REQUIRED WORK: Locate every line in the records below that holds the word "components" and return each one.

RECORDS FOR PROCESSING:
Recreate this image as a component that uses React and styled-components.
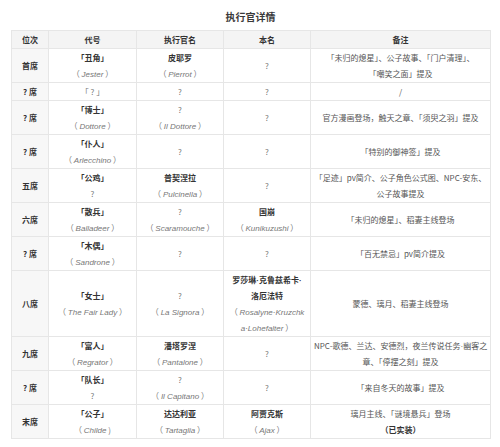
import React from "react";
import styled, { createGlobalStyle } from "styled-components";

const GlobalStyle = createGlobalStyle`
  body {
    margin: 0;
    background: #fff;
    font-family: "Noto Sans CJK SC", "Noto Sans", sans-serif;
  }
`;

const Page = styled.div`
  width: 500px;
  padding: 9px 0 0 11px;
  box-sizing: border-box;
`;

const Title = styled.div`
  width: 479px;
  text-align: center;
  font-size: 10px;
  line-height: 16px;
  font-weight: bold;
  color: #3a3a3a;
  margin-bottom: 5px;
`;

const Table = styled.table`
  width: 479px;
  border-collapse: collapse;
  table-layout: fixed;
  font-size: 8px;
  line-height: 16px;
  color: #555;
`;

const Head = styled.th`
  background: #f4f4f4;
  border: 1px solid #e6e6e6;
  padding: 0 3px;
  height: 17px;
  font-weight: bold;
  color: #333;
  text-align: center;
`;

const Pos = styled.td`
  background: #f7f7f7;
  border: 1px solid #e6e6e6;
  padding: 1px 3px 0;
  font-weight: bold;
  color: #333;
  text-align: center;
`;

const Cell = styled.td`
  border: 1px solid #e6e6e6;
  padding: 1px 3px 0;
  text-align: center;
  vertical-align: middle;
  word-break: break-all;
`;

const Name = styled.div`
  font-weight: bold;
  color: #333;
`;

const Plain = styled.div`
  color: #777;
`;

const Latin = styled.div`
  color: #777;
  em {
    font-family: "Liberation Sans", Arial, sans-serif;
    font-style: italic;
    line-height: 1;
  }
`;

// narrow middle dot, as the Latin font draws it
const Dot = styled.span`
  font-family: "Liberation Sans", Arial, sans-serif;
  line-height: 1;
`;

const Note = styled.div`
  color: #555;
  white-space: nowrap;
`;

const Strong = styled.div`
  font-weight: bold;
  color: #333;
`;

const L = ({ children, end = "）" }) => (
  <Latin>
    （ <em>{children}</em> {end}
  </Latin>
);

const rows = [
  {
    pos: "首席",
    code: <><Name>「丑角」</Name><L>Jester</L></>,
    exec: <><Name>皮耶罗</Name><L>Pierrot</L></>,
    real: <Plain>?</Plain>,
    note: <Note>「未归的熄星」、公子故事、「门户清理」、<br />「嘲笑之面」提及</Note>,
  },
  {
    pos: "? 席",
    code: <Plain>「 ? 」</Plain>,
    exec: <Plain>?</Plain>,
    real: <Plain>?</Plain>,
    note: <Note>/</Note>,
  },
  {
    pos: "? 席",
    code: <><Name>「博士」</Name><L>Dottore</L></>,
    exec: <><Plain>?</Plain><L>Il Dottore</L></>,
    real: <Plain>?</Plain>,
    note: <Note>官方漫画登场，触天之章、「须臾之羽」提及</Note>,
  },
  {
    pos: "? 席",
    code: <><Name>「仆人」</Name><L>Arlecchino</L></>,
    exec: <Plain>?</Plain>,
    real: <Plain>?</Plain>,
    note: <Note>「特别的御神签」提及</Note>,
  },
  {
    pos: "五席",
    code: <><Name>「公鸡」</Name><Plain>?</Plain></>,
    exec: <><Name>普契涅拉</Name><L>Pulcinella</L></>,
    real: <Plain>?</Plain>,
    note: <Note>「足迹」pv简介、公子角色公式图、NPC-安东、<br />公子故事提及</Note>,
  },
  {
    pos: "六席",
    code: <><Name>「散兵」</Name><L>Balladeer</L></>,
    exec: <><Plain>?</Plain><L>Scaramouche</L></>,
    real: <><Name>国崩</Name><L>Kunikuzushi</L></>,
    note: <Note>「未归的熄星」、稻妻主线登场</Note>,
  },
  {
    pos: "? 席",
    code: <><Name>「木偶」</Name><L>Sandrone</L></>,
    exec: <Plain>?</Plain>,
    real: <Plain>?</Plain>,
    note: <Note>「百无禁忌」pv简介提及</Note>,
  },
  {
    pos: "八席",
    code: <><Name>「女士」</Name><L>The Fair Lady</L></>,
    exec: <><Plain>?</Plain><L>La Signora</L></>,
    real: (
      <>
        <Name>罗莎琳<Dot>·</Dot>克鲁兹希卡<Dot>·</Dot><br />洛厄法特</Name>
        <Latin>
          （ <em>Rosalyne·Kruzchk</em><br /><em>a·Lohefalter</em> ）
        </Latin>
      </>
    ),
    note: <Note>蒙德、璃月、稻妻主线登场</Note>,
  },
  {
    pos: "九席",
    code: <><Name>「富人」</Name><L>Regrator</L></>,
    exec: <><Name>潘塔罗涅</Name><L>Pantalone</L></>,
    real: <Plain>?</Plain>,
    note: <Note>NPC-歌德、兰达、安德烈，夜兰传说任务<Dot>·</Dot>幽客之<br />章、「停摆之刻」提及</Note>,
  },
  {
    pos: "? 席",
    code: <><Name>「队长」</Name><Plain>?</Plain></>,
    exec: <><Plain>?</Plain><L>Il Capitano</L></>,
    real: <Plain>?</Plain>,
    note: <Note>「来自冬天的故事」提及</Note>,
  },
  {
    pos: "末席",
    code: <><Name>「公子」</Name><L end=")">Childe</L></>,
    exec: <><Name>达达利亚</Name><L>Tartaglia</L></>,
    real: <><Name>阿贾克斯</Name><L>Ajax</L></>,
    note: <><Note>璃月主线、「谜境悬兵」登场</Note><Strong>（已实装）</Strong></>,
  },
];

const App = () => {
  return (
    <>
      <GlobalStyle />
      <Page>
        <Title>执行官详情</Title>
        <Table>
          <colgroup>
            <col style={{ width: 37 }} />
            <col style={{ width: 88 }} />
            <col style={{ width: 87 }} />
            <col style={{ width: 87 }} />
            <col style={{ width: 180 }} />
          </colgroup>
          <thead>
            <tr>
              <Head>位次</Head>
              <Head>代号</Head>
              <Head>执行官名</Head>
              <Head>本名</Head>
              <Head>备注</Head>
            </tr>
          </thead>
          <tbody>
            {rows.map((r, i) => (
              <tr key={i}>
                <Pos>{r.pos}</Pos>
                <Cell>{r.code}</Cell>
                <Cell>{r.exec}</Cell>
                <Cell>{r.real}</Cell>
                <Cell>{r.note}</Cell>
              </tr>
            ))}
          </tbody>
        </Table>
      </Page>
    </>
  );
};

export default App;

---

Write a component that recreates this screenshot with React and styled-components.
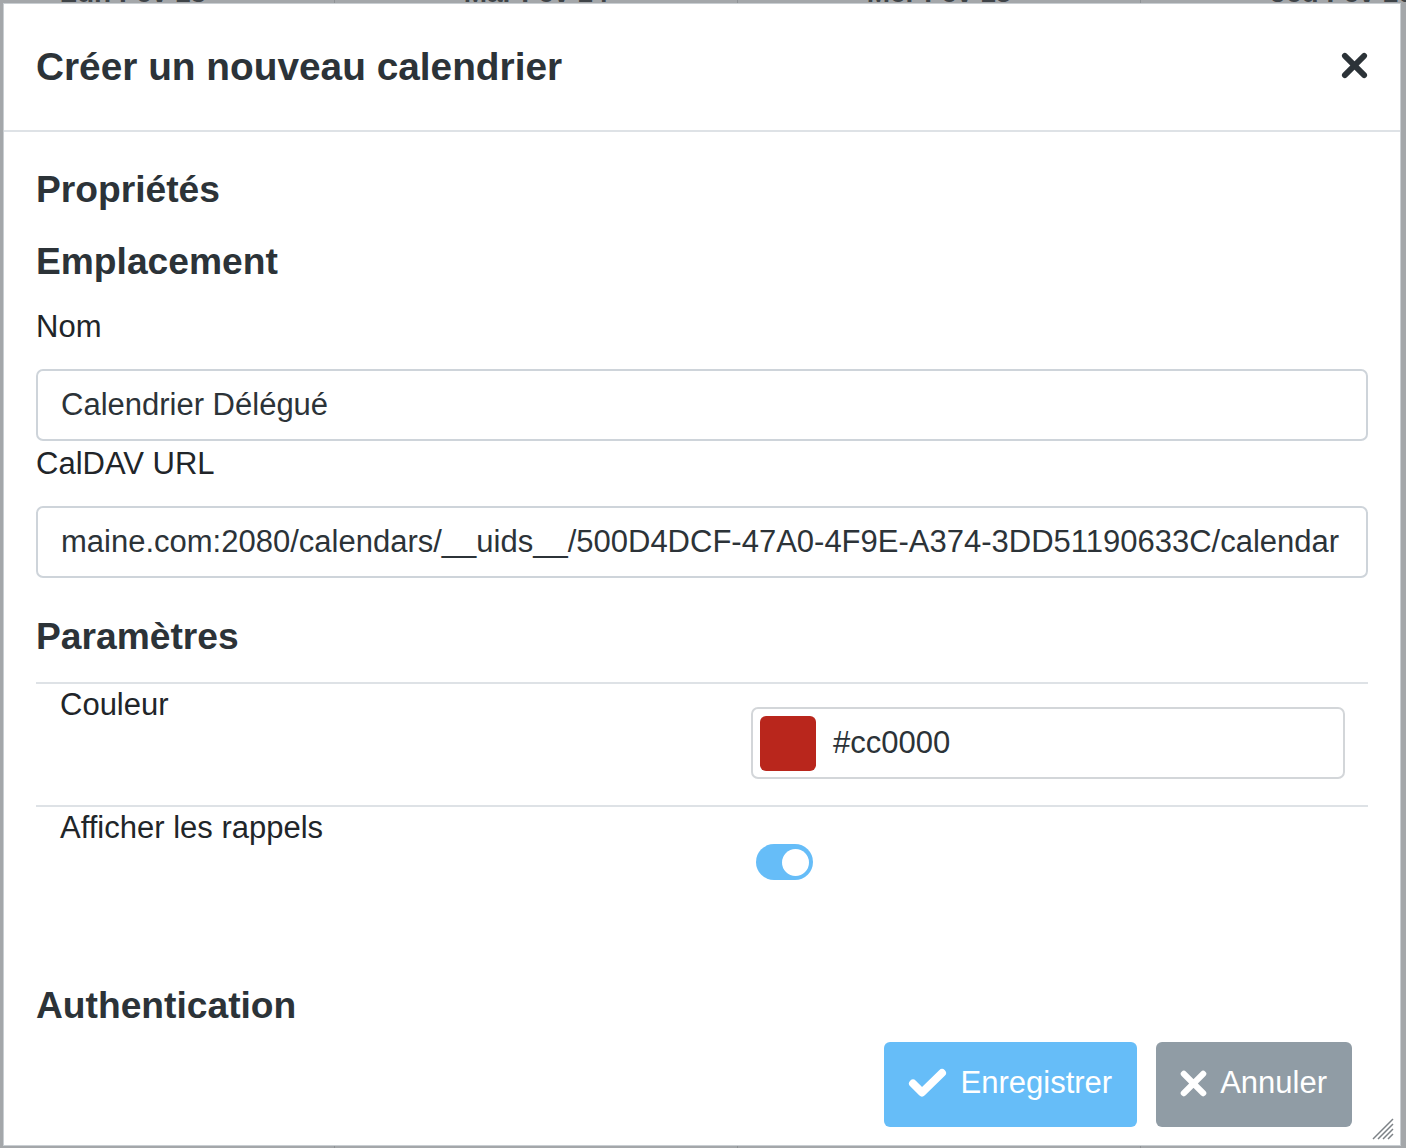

TASK ANSWER:
Recreate this image as a component that uses React and styled-components.
import styled, { createGlobalStyle } from "styled-components";
Write a component that recreates this screenshot with React and styled-components.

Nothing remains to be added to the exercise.